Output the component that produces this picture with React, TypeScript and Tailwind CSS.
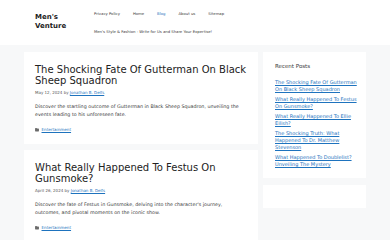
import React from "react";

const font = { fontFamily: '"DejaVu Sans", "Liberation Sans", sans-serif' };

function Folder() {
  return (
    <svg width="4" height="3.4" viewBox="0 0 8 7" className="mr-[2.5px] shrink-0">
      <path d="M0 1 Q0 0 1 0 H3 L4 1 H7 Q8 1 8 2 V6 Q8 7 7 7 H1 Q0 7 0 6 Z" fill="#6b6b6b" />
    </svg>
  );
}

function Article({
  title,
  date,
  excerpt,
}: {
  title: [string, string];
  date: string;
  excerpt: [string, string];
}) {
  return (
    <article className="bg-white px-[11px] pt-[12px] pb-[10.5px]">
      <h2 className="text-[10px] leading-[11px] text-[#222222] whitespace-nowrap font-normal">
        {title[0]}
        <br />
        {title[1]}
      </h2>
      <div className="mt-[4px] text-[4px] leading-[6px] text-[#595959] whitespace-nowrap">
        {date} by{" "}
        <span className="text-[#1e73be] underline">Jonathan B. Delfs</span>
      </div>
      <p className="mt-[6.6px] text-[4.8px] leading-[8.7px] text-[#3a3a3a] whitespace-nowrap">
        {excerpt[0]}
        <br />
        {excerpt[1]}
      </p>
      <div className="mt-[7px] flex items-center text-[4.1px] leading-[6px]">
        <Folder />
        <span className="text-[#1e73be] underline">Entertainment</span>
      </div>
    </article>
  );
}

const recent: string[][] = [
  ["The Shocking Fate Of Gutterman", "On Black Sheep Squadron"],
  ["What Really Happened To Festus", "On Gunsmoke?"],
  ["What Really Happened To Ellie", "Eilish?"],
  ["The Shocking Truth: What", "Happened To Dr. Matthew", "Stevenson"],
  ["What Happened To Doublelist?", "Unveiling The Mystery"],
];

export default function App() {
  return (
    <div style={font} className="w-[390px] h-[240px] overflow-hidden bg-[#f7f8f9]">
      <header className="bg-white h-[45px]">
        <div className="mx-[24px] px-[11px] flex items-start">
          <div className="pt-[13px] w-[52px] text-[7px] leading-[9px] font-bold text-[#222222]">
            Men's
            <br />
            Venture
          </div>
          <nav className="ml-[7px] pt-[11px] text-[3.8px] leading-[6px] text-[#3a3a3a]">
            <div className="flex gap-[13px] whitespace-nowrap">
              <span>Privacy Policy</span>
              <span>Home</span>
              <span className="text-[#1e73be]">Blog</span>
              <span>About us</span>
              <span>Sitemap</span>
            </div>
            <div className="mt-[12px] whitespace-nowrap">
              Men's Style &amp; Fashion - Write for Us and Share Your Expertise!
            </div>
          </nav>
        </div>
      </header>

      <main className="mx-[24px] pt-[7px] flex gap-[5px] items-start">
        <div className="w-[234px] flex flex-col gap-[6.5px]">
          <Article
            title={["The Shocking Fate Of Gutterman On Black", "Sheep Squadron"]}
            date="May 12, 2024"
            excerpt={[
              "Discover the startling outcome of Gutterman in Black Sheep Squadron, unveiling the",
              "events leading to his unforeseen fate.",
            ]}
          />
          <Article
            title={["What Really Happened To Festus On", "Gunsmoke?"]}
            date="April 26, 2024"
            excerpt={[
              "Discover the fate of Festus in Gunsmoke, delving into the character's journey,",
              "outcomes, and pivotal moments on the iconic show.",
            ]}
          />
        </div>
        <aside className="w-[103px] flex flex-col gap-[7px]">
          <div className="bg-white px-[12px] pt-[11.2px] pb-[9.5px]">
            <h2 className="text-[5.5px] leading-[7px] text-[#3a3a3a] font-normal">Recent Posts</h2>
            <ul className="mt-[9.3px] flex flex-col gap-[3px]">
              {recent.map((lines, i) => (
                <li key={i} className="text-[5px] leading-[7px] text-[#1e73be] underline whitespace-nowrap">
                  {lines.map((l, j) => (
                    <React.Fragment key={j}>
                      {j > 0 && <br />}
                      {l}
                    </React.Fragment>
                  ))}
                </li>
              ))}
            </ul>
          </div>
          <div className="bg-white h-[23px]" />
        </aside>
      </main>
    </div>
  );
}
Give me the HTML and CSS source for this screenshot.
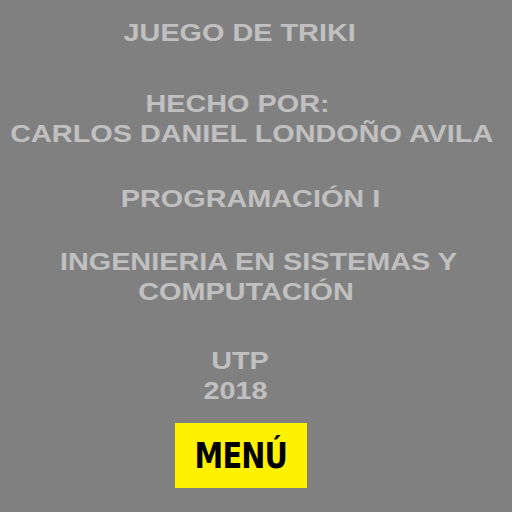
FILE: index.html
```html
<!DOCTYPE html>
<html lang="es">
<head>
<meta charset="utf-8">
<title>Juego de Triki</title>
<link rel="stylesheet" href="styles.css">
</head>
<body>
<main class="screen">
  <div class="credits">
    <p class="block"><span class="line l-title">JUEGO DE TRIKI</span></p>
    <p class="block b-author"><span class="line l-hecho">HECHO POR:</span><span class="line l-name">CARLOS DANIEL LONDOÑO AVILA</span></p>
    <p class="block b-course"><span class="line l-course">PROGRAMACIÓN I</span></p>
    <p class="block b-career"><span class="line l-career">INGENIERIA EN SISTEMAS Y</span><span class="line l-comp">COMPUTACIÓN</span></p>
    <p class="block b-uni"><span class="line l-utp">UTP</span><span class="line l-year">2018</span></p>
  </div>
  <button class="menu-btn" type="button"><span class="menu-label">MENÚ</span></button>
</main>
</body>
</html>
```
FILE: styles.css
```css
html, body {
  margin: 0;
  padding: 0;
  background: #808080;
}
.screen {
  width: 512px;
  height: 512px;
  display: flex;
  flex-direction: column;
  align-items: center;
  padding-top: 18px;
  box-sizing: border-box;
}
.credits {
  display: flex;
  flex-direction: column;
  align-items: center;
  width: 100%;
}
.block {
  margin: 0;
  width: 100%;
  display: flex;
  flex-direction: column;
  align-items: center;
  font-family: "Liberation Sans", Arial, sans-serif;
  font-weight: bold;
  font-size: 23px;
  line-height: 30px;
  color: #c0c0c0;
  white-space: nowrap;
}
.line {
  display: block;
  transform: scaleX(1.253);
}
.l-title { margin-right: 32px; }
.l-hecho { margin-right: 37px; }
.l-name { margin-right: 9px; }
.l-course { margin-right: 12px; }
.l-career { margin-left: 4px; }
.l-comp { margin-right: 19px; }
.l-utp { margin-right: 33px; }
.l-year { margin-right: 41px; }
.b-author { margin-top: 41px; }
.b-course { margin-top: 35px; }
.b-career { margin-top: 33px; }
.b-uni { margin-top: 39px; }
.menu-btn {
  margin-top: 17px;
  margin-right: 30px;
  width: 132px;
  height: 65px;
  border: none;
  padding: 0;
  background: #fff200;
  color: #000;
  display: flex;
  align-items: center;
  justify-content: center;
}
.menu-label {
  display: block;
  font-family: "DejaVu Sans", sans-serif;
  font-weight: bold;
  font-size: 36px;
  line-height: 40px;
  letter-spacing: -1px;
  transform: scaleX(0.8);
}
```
■ ■ ■ ■ ■ ■ ■
*AIM OF THE EXERCISE*: Skipping the pictures, transcribe each line above exactly as it appears.

*FINAL ANSWER*:
Output the component that produces this picture with React, TypeScript and Tailwind CSS.
import React from "react";

const font = { fontFamily: '"DejaVu Sans", "Liberation Sans", sans-serif' };

function Folder() {
  return (
    <svg width="4" height="3.4" viewBox="0 0 8 7" className="mr-[2.5px] shrink-0">
      <path d="M0 1 Q0 0 1 0 H3 L4 1 H7 Q8 1 8 2 V6 Q8 7 7 7 H1 Q0 7 0 6 Z" fill="#6b6b6b" />
    </svg>
  );
}

function Article({
  title,
  date,
  excerpt,
}: {
  title: [string, string];
  date: string;
  excerpt: [string, string];
}) {
  return (
    <article className="bg-white px-[11px] pt-[12px] pb-[10.5px]">
      <h2 className="text-[10px] leading-[11px] text-[#222222] whitespace-nowrap font-normal">
        {title[0]}
        <br />
        {title[1]}
      </h2>
      <div className="mt-[4px] text-[4px] leading-[6px] text-[#595959] whitespace-nowrap">
        {date} by{" "}
        <span className="text-[#1e73be] underline">Jonathan B. Delfs</span>
      </div>
      <p className="mt-[6.6px] text-[4.8px] leading-[8.7px] text-[#3a3a3a] whitespace-nowrap">
        {excerpt[0]}
        <br />
        {excerpt[1]}
      </p>
      <div className="mt-[7px] flex items-center text-[4.1px] leading-[6px]">
        <Folder />
        <span className="text-[#1e73be] underline">Entertainment</span>
      </div>
    </article>
  );
}

const recent: string[][] = [
  ["The Shocking Fate Of Gutterman", "On Black Sheep Squadron"],
  ["What Really Happened To Festus", "On Gunsmoke?"],
  ["What Really Happened To Ellie", "Eilish?"],
  ["The Shocking Truth: What", "Happened To Dr. Matthew", "Stevenson"],
  ["What Happened To Doublelist?", "Unveiling The Mystery"],
];

export default function App() {
  return (
    <div style={font} className="w-[390px] h-[240px] overflow-hidden bg-[#f7f8f9]">
      <header className="bg-white h-[45px]">
        <div className="mx-[24px] px-[11px] flex items-start">
          <div className="pt-[13px] w-[52px] text-[7px] leading-[9px] font-bold text-[#222222]">
            Men's
            <br />
            Venture
          </div>
          <nav className="ml-[7px] pt-[11px] text-[3.8px] leading-[6px] text-[#3a3a3a]">
            <div className="flex gap-[13px] whitespace-nowrap">
              <span>Privacy Policy</span>
              <span>Home</span>
              <span className="text-[#1e73be]">Blog</span>
              <span>About us</span>
              <span>Sitemap</span>
            </div>
            <div className="mt-[12px] whitespace-nowrap">
              Men's Style &amp; Fashion - Write for Us and Share Your Expertise!
            </div>
          </nav>
        </div>
      </header>

      <main className="mx-[24px] pt-[7px] flex gap-[5px] items-start">
        <div className="w-[234px] flex flex-col gap-[6.5px]">
          <Article
            title={["The Shocking Fate Of Gutterman On Black", "Sheep Squadron"]}
            date="May 12, 2024"
            excerpt={[
              "Discover the startling outcome of Gutterman in Black Sheep Squadron, unveiling the",
              "events leading to his unforeseen fate.",
            ]}
          />
          <Article
            title={["What Really Happened To Festus On", "Gunsmoke?"]}
            date="April 26, 2024"
            excerpt={[
              "Discover the fate of Festus in Gunsmoke, delving into the character's journey,",
              "outcomes, and pivotal moments on the iconic show.",
            ]}
          />
        </div>
        <aside className="w-[103px] flex flex-col gap-[7px]">
          <div className="bg-white px-[12px] pt-[11.2px] pb-[9.5px]">
            <h2 className="text-[5.5px] leading-[7px] text-[#3a3a3a] font-normal">Recent Posts</h2>
            <ul className="mt-[9.3px] flex flex-col gap-[3px]">
              {recent.map((lines, i) => (
                <li key={i} className="text-[5px] leading-[7px] text-[#1e73be] underline whitespace-nowrap">
                  {lines.map((l, j) => (
                    <React.Fragment key={j}>
                      {j > 0 && <br />}
                      {l}
                    </React.Fragment>
                  ))}
                </li>
              ))}
            </ul>
          </div>
          <div className="bg-white h-[23px]" />
        </aside>
      </main>
    </div>
  );
}
Give me the HTML and CSS source for this screenshot.
FILE: index.html
```html
<!DOCTYPE html>
<html lang="es">
<head>
<meta charset="utf-8">
<title>Juego de Triki</title>
<link rel="stylesheet" href="styles.css">
</head>
<body>
<main class="screen">
  <div class="credits">
    <p class="block"><span class="line l-title">JUEGO DE TRIKI</span></p>
    <p class="block b-author"><span class="line l-hecho">HECHO POR:</span><span class="line l-name">CARLOS DANIEL LONDOÑO AVILA</span></p>
    <p class="block b-course"><span class="line l-course">PROGRAMACIÓN I</span></p>
    <p class="block b-career"><span class="line l-career">INGENIERIA EN SISTEMAS Y</span><span class="line l-comp">COMPUTACIÓN</span></p>
    <p class="block b-uni"><span class="line l-utp">UTP</span><span class="line l-year">2018</span></p>
  </div>
  <button class="menu-btn" type="button"><span class="menu-label">MENÚ</span></button>
</main>
</body>
</html>
```
FILE: styles.css
```css
html, body {
  margin: 0;
  padding: 0;
  background: #808080;
}
.screen {
  width: 512px;
  height: 512px;
  display: flex;
  flex-direction: column;
  align-items: center;
  padding-top: 18px;
  box-sizing: border-box;
}
.credits {
  display: flex;
  flex-direction: column;
  align-items: center;
  width: 100%;
}
.block {
  margin: 0;
  width: 100%;
  display: flex;
  flex-direction: column;
  align-items: center;
  font-family: "Liberation Sans", Arial, sans-serif;
  font-weight: bold;
  font-size: 23px;
  line-height: 30px;
  color: #c0c0c0;
  white-space: nowrap;
}
.line {
  display: block;
  transform: scaleX(1.253);
}
.l-title { margin-right: 32px; }
.l-hecho { margin-right: 37px; }
.l-name { margin-right: 9px; }
.l-course { margin-right: 12px; }
.l-career { margin-left: 4px; }
.l-comp { margin-right: 19px; }
.l-utp { margin-right: 33px; }
.l-year { margin-right: 41px; }
.b-author { margin-top: 41px; }
.b-course { margin-top: 35px; }
.b-career { margin-top: 33px; }
.b-uni { margin-top: 39px; }
.menu-btn {
  margin-top: 17px;
  margin-right: 30px;
  width: 132px;
  height: 65px;
  border: none;
  padding: 0;
  background: #fff200;
  color: #000;
  display: flex;
  align-items: center;
  justify-content: center;
}
.menu-label {
  display: block;
  font-family: "DejaVu Sans", sans-serif;
  font-weight: bold;
  font-size: 36px;
  line-height: 40px;
  letter-spacing: -1px;
  transform: scaleX(0.8);
}
```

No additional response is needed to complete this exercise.